Monday, October 7, 2013

Mary Marvel's Fashion Parade

"Mary Marvel's Fashion Parade" from Shazam! #13 (DC, 1974) by E. Nelson Bridwell and various artists
I'm really happy the fashion show doesn't take us to the dark and grimy oughts. The 70s series brought the Marvel Family into the DC Universe (albeit on Earth-S) and featuring art by Cap's creator C.C. Beck in the first 10 issues featured the light-hearted superhero style that had made Fawcett's books a big hit in the 40s (and more importantly, the tone of Shazam cartoon shows of my youth). Of course, in the 70s, the book must already gave seemed "all-ages" to DC readers. It did make it to issue 35 before getting relegated to a back-up in World's Finest.

Sunday, October 6, 2013

So Is Shadowpact in Fables Continuity?

"So Is Shadowpact in Fables Continuity?" from Shadowpact #1 (DC, 2006) by Bill Willigham
An ancestor of Justice League Dark, though maybe with a more interesting cast - Ragman, Blue Devil and Detective Chimp... INHERENTLY more interesting than any other cast you care to mention - Shadowpact had Willingham making use of the dark fairy tale land in Nightshade's origin, so... Is the "Land of Nightshades" one of Fables' Homelands? Thought I'd ask.

Saturday, October 5, 2013

The Shadow's America

"The Shadow's America" from The Shadow Strikes! #31 (DC, 1992) by Gerard Jones, Rod Whigham and John Beatty
While Helfer and Baker were doing the Mature Readers version of the Shadow, Gerard Jones was given the all-ages (or Teen, I suppose) version to write, and it's DC's longest run of the character. Jones did a pretty good job with it, as ever, a sort of stylistic chameleon who could pulp, straight superhero, pompous weirdness (Mosaic) and humor (Guy Gardner) all in the space of one month.

Friday, October 4, 2013

The Shadow Dies

"The Shadow Dies" from The Shadow vol.3 #13 (DC, 1988) by Andrew Helfer and Kyle Baker
Though I have some affection for Dark Horse's various Shadow mini-series, the best Shadow ongoing is still probably the late 80s, mature readers book by Helfer and Baker. I remember getting the first 8 issues in one bundle at a comics store going out of business sale, and they were exciting enough to get to go see Alex Baldwin's Shadow movie. And though I haven't seen it since that first time, I still think it was pretty keen. I have nothing but nostalgia to back that up, of course.

Thursday, October 3, 2013

Night of the Mummy

"Night of the Mummy" from The Shadow vol.1 #8 (DC, 1974-1975) by Denny O'Neil and Frank Robbins
As a kid, I hated Frank Robbins' rough distorted style. As an adult, I've come to appreciate its energy. He was one of the artists on DC's 70s Shadow series and I quite like his work there. Not to say the series' other artists were dogs - Kaluta and Cruz! A cursory look at this series shows a lot of story titles started with "Night of..." I guess the Shadow inspires that kind of thing.

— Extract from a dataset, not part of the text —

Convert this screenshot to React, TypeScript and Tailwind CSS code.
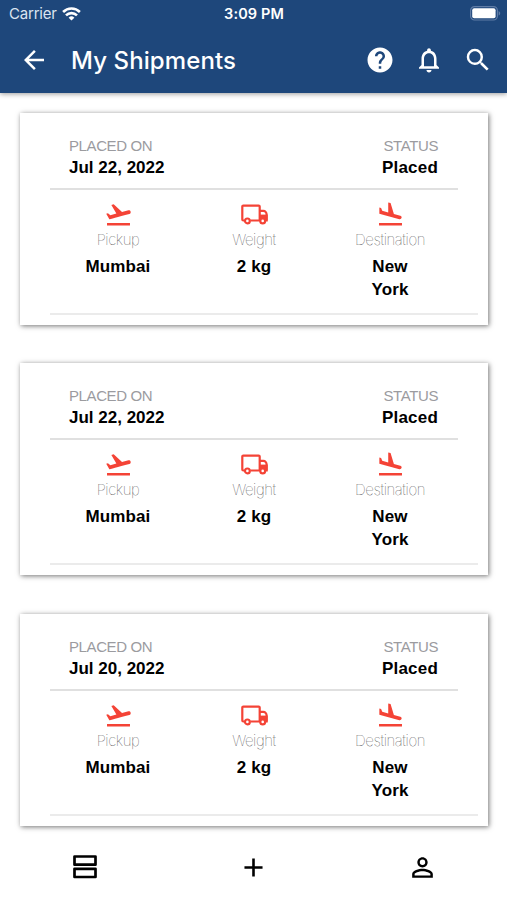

Wednesday, October 2, 2013

Shade Showdown

"Shade Showdown" from Shade, the Changing Man vol.2 #16 (DC, 1991) by Peter Milligan, Chris Bachalo and Rick Bryant
Mature Readers Shade faces off against the American Scream in the first mega-story arc of the series that would become on the first books in DC's new Vertigo imprint. Trademarks: Crazy covers, a memorable supporting cast, and Shade "changing" each time Milligan killed him off, at one point turning the book into Shade the Changing Woman. I should reread the whole thing some day.

Tuesday, October 1, 2013

Shade's Shadow Coma

"Shade's Shadow Coma" from Shade, the Changing Man vol.1 #7 (DC, 1978) by Steve Ditko and Michael Fleischer
So was Ditko's Shade the Changing Man some kind of Objectivist parable? I bet it was, wasn't it? Well, when I first encountered this comic, I thought it was Ditko's attempt to pull a Kirby with his own mythology - the Meta-Zone is an SF version of all those Dr. Strange dimensions, just like the Fourth World was an SF Asgard - and I don't feel any more objectivist than I did then, so... Ayn Rand Fail!